For the trial, PDI and its colleagues looked at 5,000 patients undergoing colonoscopies in the Regina Qu’Appelle Health Region. They had their blood taken, which was sent to PDI for analysis. The results were compared to the results of the colonoscopy. The study was recently published in the International Journal of Cancer.
The clinical trials wrapped up about two years ago. Cologic hit the market in Ontario in October last year, and will be rolling out across Canada over the next six months.
LOOKING FOR CLUES
In Saskatchewan, more than 600 people are diagnosed with colon cancer every year. Many of those people who are diagnosed are in advanced stages of the disease.
"If we can find cancer at the most early stages, that’s where we have the most impact," said Livingstone.

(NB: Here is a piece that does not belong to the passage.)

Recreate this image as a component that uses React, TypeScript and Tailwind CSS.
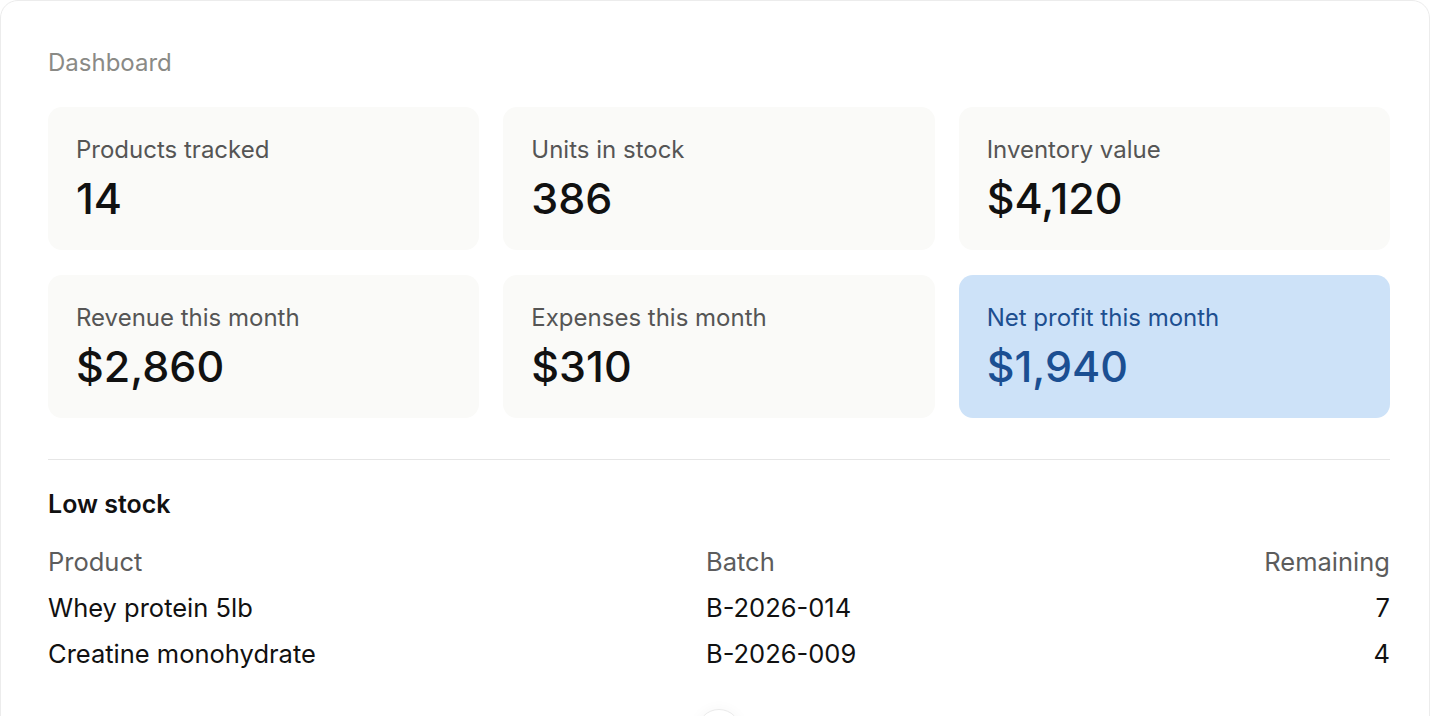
import React from "react";

type Stat = { label: string; value: string; accent?: boolean };

const stats: Stat[] = [
  { label: "Products tracked", value: "14" },
  { label: "Units in stock", value: "386" },
  { label: "Inventory value", value: "$4,120" },
  { label: "Revenue this month", value: "$2,860" },
  { label: "Expenses this month", value: "$310" },
  { label: "Net profit this month", value: "$1,940", accent: true },
];

const lowStock = [
  { product: "Whey protein 5lb", batch: "B-2026-014", remaining: 7 },
  { product: "Creatine monohydrate", batch: "B-2026-009", remaining: 4 },
];

function StatCard({ label, value, accent }: Stat) {
  return (
    <div
      className={
        accent
          ? "h-[143px] rounded-[14px] bg-[#cde2f8] px-[28px] pt-[28px]"
          : "h-[143px] rounded-[14px] bg-[#fafaf8] px-[28px] pt-[28px]"
      }
    >
      <div
        className={
          accent
            ? "text-[24px] leading-[30px] text-[#1d4f90]"
            : "text-[24px] leading-[30px] text-[#555555]"
        }
      >
        {label}
      </div>
      <div
        className={
          accent
            ? "mt-[7px] text-[43px] leading-[52px] font-medium text-[#1b4f92]"
            : "mt-[7px] text-[43px] leading-[52px] font-medium text-[#111111]"
        }
      >
        {value}
      </div>
    </div>
  );
}

export default function App() {
  return (
    <div
      className="relative h-[716px] w-full overflow-hidden bg-white"
      style={{ fontFamily: "Inter, 'Noto Sans', sans-serif" }}
    >
      <div className="h-[740px] w-full rounded-[18px] border border-[#ececec] bg-white pl-[47px] pr-[39px] pt-[47px]">
        <h1 className="text-[24px] leading-[30px] font-normal text-[#8a8a86]">Dashboard</h1>

        <div className="mt-[29px] grid grid-cols-3 gap-x-[24px] gap-y-[25px]">
          {stats.map((s) => (
            <StatCard key={s.label} {...s} />
          ))}
        </div>

        <div className="mt-[41px] border-t border-[#e6e6e6]" />

        <h2 className="mt-[29px] text-[25px] leading-[30px] font-semibold text-[#111111]">Low stock</h2>

        <div className="mt-[20px] grid grid-cols-[658px_1fr_auto] text-[25.5px] leading-[46px]">
          <div className="text-[#5c5c5c]">Product</div>
          <div className="text-[#5c5c5c]">Batch</div>
          <div className="text-right text-[#5c5c5c]">Remaining</div>
          {lowStock.map((r) => (
            <React.Fragment key={r.batch}>
              <div className="text-[#111111]">{r.product}</div>
              <div className="text-[#111111]">{r.batch}</div>
              <div className="text-right text-[#111111]">{r.remaining}</div>
            </React.Fragment>
          ))}
        </div>
      </div>

      {/* floating round control peeking in at the bottom edge */}
      <div className="absolute left-[697px] top-[709px] h-[44px] w-[44px] rounded-full border border-[#ebebeb] bg-white shadow-[0_0_14px_rgba(0,0,0,0.04)]" />
    </div>
  );
}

If your doctor thinks you’re at risk for developing colon cancer, the current standard is to have a fecal occult blood test – and you’ll have to gather the sample yourself.

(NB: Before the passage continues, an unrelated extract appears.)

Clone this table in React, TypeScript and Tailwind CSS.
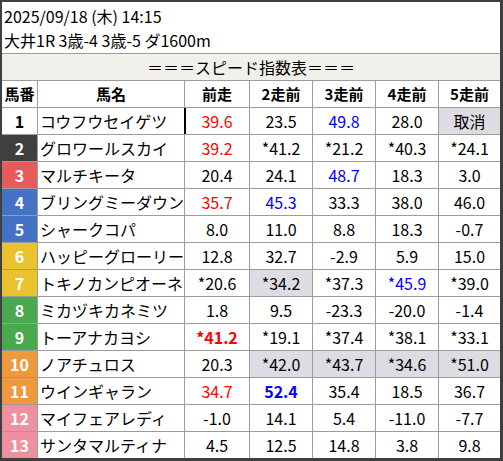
import React from "react";

type Cell = { v: string; c?: "r" | "b" | "R" | "B"; g?: boolean };
type Row = { n: number; name: string; cells: Cell[] };

const rows: Row[] = [
  { n: 1, name: "コウフウセイゲツ", cells: [{ v: "39.6", c: "r" }, { v: "23.5" }, { v: "49.8", c: "b" }, { v: "28.0" }, { v: "取消", g: true }] },
  { n: 2, name: "グロワールスカイ", cells: [{ v: "39.2", c: "r" }, { v: "*41.2" }, { v: "*21.2" }, { v: "*40.3" }, { v: "*24.1" }] },
  { n: 3, name: "マルチキータ", cells: [{ v: "20.4" }, { v: "24.1" }, { v: "48.7", c: "b" }, { v: "18.3" }, { v: "3.0" }] },
  { n: 4, name: "ブリングミーダウン", cells: [{ v: "35.7", c: "r" }, { v: "45.3", c: "b" }, { v: "33.3" }, { v: "38.0" }, { v: "46.0" }] },
  { n: 5, name: "シャークコパ", cells: [{ v: "8.0" }, { v: "11.0" }, { v: "8.8" }, { v: "18.3" }, { v: "-0.7" }] },
  { n: 6, name: "ハッピーグローリー", cells: [{ v: "12.8" }, { v: "32.7" }, { v: "-2.9" }, { v: "5.9" }, { v: "15.0" }] },
  { n: 7, name: "トキノカンピオーネ", cells: [{ v: "*20.6" }, { v: "*34.2", g: true }, { v: "*37.3" }, { v: "*45.9", c: "b" }, { v: "*39.0" }] },
  { n: 8, name: "ミカヅキカネミツ", cells: [{ v: "1.8" }, { v: "9.5" }, { v: "-23.3" }, { v: "-20.0" }, { v: "-1.4" }] },
  { n: 9, name: "トーアナカヨシ", cells: [{ v: "*41.2", c: "R" }, { v: "*19.1" }, { v: "*37.4" }, { v: "*38.1" }, { v: "*33.1" }] },
  { n: 10, name: "ノアチュロス", cells: [{ v: "20.3" }, { v: "*42.0", g: true }, { v: "*43.7", g: true }, { v: "*34.6", g: true }, { v: "*51.0", g: true }] },
  { n: 11, name: "ウインギャラン", cells: [{ v: "34.7", c: "r" }, { v: "52.4", c: "B" }, { v: "35.4" }, { v: "18.5" }, { v: "36.7" }] },
  { n: 12, name: "マイフェアレディ", cells: [{ v: "-1.0" }, { v: "14.1" }, { v: "5.4" }, { v: "-11.0" }, { v: "-7.7" }] },
  { n: 13, name: "サンタマルティナ", cells: [{ v: "4.5" }, { v: "12.5" }, { v: "14.8" }, { v: "3.8" }, { v: "9.8" }] },
];

const numCls: Record<number, string> = {
  1: "bg-white text-black",
  2: "bg-[#3f3f3f] text-white",
  3: "bg-[#e65a5a] text-white",
  4: "bg-[#4472c4] text-white",
  5: "bg-[#4472c4] text-white",
  6: "bg-[#e9c22e] text-white",
  7: "bg-[#e9c22e] text-white",
  8: "bg-[#4aa84e] text-white",
  9: "bg-[#4aa84e] text-white",
  10: "bg-[#f0983c] text-white",
  11: "bg-[#f0983c] text-white",
  12: "bg-[#f08fa0] text-white",
  13: "bg-[#f08fa0] text-white",
};

const colorCls = (c?: string) =>
  c === "r"
    ? "text-[#ff0000]"
    : c === "b"
    ? "text-[#0000ff]"
    : c === "R"
    ? "text-[#ff0000] font-bold"
    : c === "B"
    ? "text-[#0000ff] font-bold"
    : "text-black";

export default function App() {
  return (
    <div
      className="w-[503px] h-[461px] bg-white border-t-2 border-l-2 border-r-[3px] border-b-[3px] border-[#3f3f3f] flex flex-col overflow-hidden"
      style={{ fontFamily: '"Noto Sans CJK JP", "Noto Sans", sans-serif' }}
    >
      <div className="h-[51px] pl-[2px] pt-[2px] flex flex-col text-[16px] leading-[24px] text-black">
        <div>2025/09/18 (木) 14:15</div>
        <div>大井1R 3歳-4 3歳-5 ダ1600m</div>
      </div>
      <div className="grid grid-cols-[35px_146px_64px_62px_62px_62px_61px] auto-rows-[26px] gap-px bg-[#9c9c9c] border-t border-[#9c9c9c]">
        <div className="col-span-7 bg-[#f2f0eb] flex items-center justify-center text-[16px] text-black">
          ＝＝＝スピード指数表＝＝＝
        </div>
        {["馬番", "馬名", "前走", "2走前", "3走前", "4走前", "5走前"].map((h) => (
          <div key={h} className="bg-white flex items-center justify-center font-bold text-[15px] text-black">
            {h}
          </div>
        ))}
        {rows.map((r) => (
          <React.Fragment key={r.n}>
            <div className={`${numCls[r.n]} flex items-center justify-center font-bold text-[16px]`}>{r.n}</div>
            <div className="bg-white flex items-center pl-[2px] text-[16px] text-black whitespace-nowrap overflow-hidden">
              {r.name}
            </div>
            {r.cells.map((c, i) => (
              <div
                key={i}
                className={`relative ${c.g ? "bg-[#dcdce2]" : "bg-white"} ${colorCls(c.c)} flex items-center justify-center text-[16px]`}
              >
                {r.n === 1 && i === 0 && <div className="absolute -left-px top-0 bottom-0 w-[2px] bg-black" />}
                {c.v}
              </div>
            ))}
          </React.Fragment>
        ))}
      </div>
    </div>
  );
}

It may be no surprise to learn that most people don’t like collecting a stool sample.
"A lot of patients can’t be bothered," said McHattie. "It’s more difficult to get the specimen collected and sent in."
With a blood test like Cologic, more people are likely to get the test, and it’s more accurate than a stool sample. The stool sample is good at looking for blood in the stool, or some other evidence that a tumour has already formed. The blood test, on the other hand, can detect cancer at very early stages, or even before a tumour has formed.
McHattie also says it’s sometimes hard to determine when a patient with a family history of colon cancer should begin regular colonoscopies. In general, it’s 10 years before the time of diagnosis of the youngest family member with bowel cancer, but Cologic could give a much more specific answer to that question.
As much as collecting a stool sample turns people off, it still has a place in medicine – Livingstone points out that the traditional test can find Crohn’s disease or inflammatory bowel disease where Cologic is tuned specifically for cancer. They’re also not looking to replace a colonoscopy because that procedure is still the gold standard for diagnosing cancer and other problems with the intestine.
But once tests like Cologic are widely used, patients will have a better chance of surviving, and there will be less stress on the health care system as fewer people will be dealing with cancer at late stages.
CML Health Care has the rights to sell Cologic everywhere in Canada except Saskatchewan.
"When we licensed the rights to the test to CML Health Care, making it available in Ontario, we excluded Saskatchewan so no one else can charge our province for something that we developed," said Hayden.
They’ve been working with the government and with the SCA to determine the best way to offer the test in Saskatchewan, and they expect the test will be available in its home province later this year.